Brief: List each line in which the string "React" appears.

Source excerpt:
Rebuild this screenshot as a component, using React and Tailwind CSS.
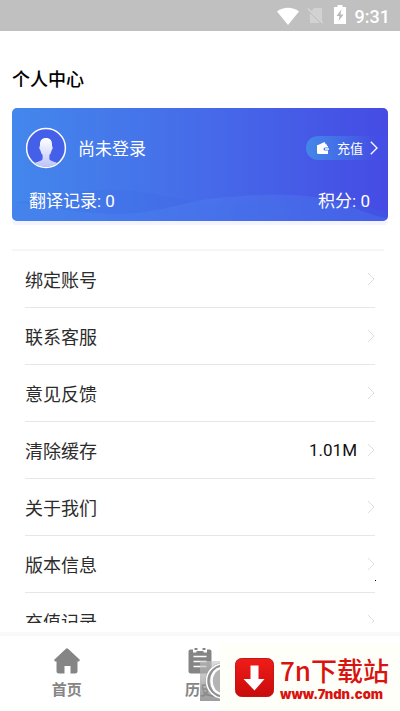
import React from 'react';

const menuItems = [
  { label: '绑定账号' },
  { label: '联系客服' },
  { label: '意见反馈' },
  { label: '清除缓存', value: '1.01M' },
  { label: '关于我们' },
  { label: '版本信息', dot: true },
  { label: '充值记录' },
];

const Chevron = ({ className }) => (
  <svg viewBox="0 0 8 14" fill="none" stroke="currentColor" className={className} aria-hidden="true">
    <path d="M.8.8 7 7 .8 13.2" />
  </svg>
);

const StatusBar = () => (
  <header className="h-[31px] shrink-0 bg-[#c0c0c0] text-white flex items-center justify-end pr-[10px]">
    <svg viewBox="0 0 22 18" className="w-[22px] h-[18px]" fill="currentColor" aria-hidden="true">
      <path d="M0 4.4C6.2-.4 15.8-.4 22 4.4L11 18Z" />
    </svg>
    <svg viewBox="0 0 17 17" className="w-[17px] h-[17px] ml-2" aria-hidden="true">
      <path d="M7 1h8v13.5L4.6 4Z" fill="#d2d2d2" />
      <path d="M3 6v10h10Z" fill="#d2d2d2" />
      <path d="M.8 1.5 15.6 16" stroke="#d8d8d8" strokeWidth="1.3" />
    </svg>
    <svg viewBox="0 0 12 19" className="w-3 h-[19px] ml-[10px] mb-[2px]" aria-hidden="true">
      <path d="M3.5 0h5v2H12v17H0V2h3.5Z" fill="currentColor" />
      <path d="M7.3 4.5 2.5 11h3l-.9 5L9.5 9.500h-3Z" fill="#b8b8b8" />
    </svg>
    <span className="ml-[9px] pt-[2px] text-[18px] leading-6 font-medium">9:31</span>
  </header>
);

const Avatar = () => (
  <svg viewBox="0 0 42 42" className="w-[42px] h-[42px]" aria-hidden="true">
    <defs>
      <linearGradient id="person" gradientUnits="userSpaceOnUse" x1="0" y1="11" x2="0" y2="40">
        <stop offset="0" stopColor="#fff" />
        <stop offset="1" stopColor="#bcc3f8" />
      </linearGradient>
      <clipPath id="face"><circle cx="21" cy="21" r="19" /></clipPath>
    </defs>
    <circle cx="21" cy="21" r="19.4" fill="#4560e8" stroke="#fff" strokeWidth="1.5" />
    <path
      clipPath="url(#face)"
      fill="url(#person)"
      d="M21 11c4.600 0 6.400 3 6 8 .9.200.9 3-.4 4.200-.4 2.300-1.300 3.800-2.200 4.800v4c0 2.200 8 3 10.600 5.500V42H7v-4.500c2.600-2.500 10.600-3.300 10.600-5.500v-4c-.9-1-1.800-2.500-2.200-4.800-1.300-1.200-1.300-4-.4-4.200-.4-5 1.400-8 6-8Z"
    />
  </svg>
);

const ProfileCard = () => (
  <section className="relative mx-3 h-[113px] rounded-[5px] overflow-hidden text-white bg-linear-to-r from-[#4387ec] via-[#466be9] to-[#454be4]">
    <svg viewBox="0 0 376 113" preserveAspectRatio="none" className="absolute inset-0 w-full h-full" aria-hidden="true">
      <path d="M0 94C30 94 50 84 90 82c50-2 75 12 112 14 35 2 100-6 130-2 20 3 34 8 44 11v8H0Z" fill="#3d68e4" opacity=".22" />
      <path d="M0 94C40 99 75 107 112 106c40-2 70-16 105-17 60-6 95-1 120 9 15 6 25 9 39 13v2H0Z" fill="#5590f4" opacity=".22" />
    </svg>
    <div className="relative h-full flex flex-col justify-between pt-[19px] pb-[8px]">
      <div className="flex items-center pl-[13px]">
        <Avatar />
        <span className="ml-[11px] pt-[2px] text-[17px] leading-6">尚未登录</span>
        <button className="ml-auto h-6 w-[82px] pl-[11px] pr-[10px] rounded-l-full flex items-center bg-linear-to-r from-[#4387e8] to-[#454ee4] to-85%">
          <svg viewBox="0 0 12 12" className="w-3 h-3" aria-hidden="true">
            <path d="M1 3 7.500 0l1.500 2.500H10V4h1v1.500H8a1.500 1.500 0 0 0 0 3h3V12H.8L0 11V3Z" fill="#fff" />
            <path d="M8 6.300h4v1.500H8Z" fill="#fff" />
          </svg>
          <span className="ml-2 pt-[2px] text-[13px] leading-5">充值</span>
          <Chevron className="ml-auto w-2 h-[14px] stroke-[1.3]" />
        </button>
      </div>
      <div className="flex justify-between pl-[17px] pr-[18px] text-[17px] leading-6">
        <span>翻译记录: 0</span>
        <span>积分: 0</span>
      </div>
    </div>
  </section>
);

const MenuRow = ({ label, value, dot }) => (
  <li className="relative px-[13px]">
    <button className="w-full h-[57px] flex items-center text-left border-b border-[#e6e6e6]">
      <span className="pt-1 text-[18px] leading-6 text-[#2c2c2c]">{label}</span>
      <span className="ml-auto text-[17px] leading-6 text-[#111]">{value}</span>
      <Chevron className="ml-[10px] w-2 h-[14px] text-[#dedede]" />
    </button>
    {dot && <span className="absolute right-3 bottom-3 w-px h-px bg-black" />}
  </li>
);

const DownloadBanner = () => (
  <aside className="absolute right-0 bottom-0 h-[67px] w-[200px] flex">
    <div className="mt-[17px] w-5 h-10 shrink-0 overflow-hidden bg-linear-to-b from-[#c8c8c8]/60 to-[#858585]/80">
      <svg viewBox="0 0 20 40" className="w-5 h-10" fill="none" aria-hidden="true">
        <circle cx="24" cy="20" r="16.500" fill="#b4b4b4" stroke="#909090" strokeWidth="4" />
        <circle cx="24" cy="20" r="17.500" stroke="#fff" strokeWidth="1.500" />
        <path d="M22 7c-14 1-14 25 0 26" stroke="#fff" strokeWidth="2.500" />
      </svg>
    </div>
    <div className="flex-1 flex items-center bg-[#fffffa] pl-[15px]">
      <svg viewBox="0 0 39 39" className="w-[39px] h-[39px] shrink-0" aria-hidden="true">
        <defs>
          <linearGradient id="tile" x1="0" y1="0" x2="0" y2="1">
            <stop offset="0" stopColor="#f01c18" />
            <stop offset="1" stopColor="#c80c0c" />
          </linearGradient>
        </defs>
        <rect x=".5" y=".5" width="38" height="38" rx="6" fill="url(#tile)" stroke="#c01818" />
        <path d="M15.500 7.500h8V21h6L19.500 32.500 8.500 21h7Z" fill="#fff" />
      </svg>
      <div className="ml-[6px] text-[#d9130f] whitespace-nowrap">
        <p className="font-['Noto_Sans_CJK_SC',sans-serif] font-medium text-[26px] leading-8">7n下载站</p>
        <a href="#download" className="block font-['Inter',sans-serif] font-black text-[13px] leading-4">www.7ndn.com</a>
      </div>
    </div>
  </aside>
);

const TabBar = () => (
  <nav className="relative h-[79px] shrink-0 border-t-4 border-[#f9f9f9] grid grid-cols-3 text-[#858585] text-[15px] leading-5 font-bold">
    <a href="#home" className="flex flex-col items-center pt-3">
      <svg viewBox="0 0 26 26" className="w-[26px] h-[26px]" fill="currentColor" aria-hidden="true">
        <path d="M11.700.9a2 2 0 0 1 2.600 0L25.300 11.200c.9.900.4 2.200-.8 2.200H23.500V23a2.500 2.500 0 0 1-2.500 2.500h-4.500V18h-6v7.500H5A2.500 2.500 0 0 1 2.500 23v-9.600h-1c-1.200 0-1.700-1.300-.8-2.200Z" />
      </svg>
      <span className="mt-[6px]">首页</span>
    </a>
    <a href="#history" className="flex flex-col items-center pt-3">
      <svg viewBox="0 0 26 26" className="w-[26px] h-[26px]" aria-hidden="true">
        <path d="M3.500 1.500H6V4.500h3.500V3h7v1.500H20v-3h2.500a2 2 0 0 1 2 2V23a2.500 2.500 0 0 1-2.500 2.500H4A2.500 2.500 0 0 1 1.500 23V3.500a2 2 0 0 1 2-2Z" fill="currentColor" />
        <path d="M7.500 1h3M15.500 1h3" stroke="currentColor" strokeWidth="2" />
        <path d="M6.500 8.500h13M6.500 13.500h13M6.500 18.500h13" stroke="#fff" strokeWidth="1.600" />
      </svg>
      <span className="mt-[6px]">历史</span>
    </a>
    <DownloadBanner />
  </nav>
);

const App = () => (
  <div className="h-screen flex flex-col overflow-hidden bg-white font-[Roboto,'Noto_Sans_CJK_SC',sans-serif]">
    <StatusBar />
    <h1 className="px-3 pt-[37px] pb-4 text-[18px] leading-6 font-medium text-black">个人中心</h1>
    <ProfileCard />
    <div className="mx-3 h-1 shrink-0 rounded-b bg-[#f3f4fd]" />
    <main className="flex-1 min-h-0 mt-6 mb-[9px] overflow-hidden px-3">
      <div className="h-[2px] mr-1 bg-[#f6f6f6]" />
      <ul>
        {menuItems.map((item) => (
          <MenuRow key={item.label} {...item} />
        ))}
      </ul>
    </main>
    <TabBar />
  </div>
);

export default App;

Correct answer:
Rebuild this screenshot as a component, using React and Tailwind CSS.
import React from 'react';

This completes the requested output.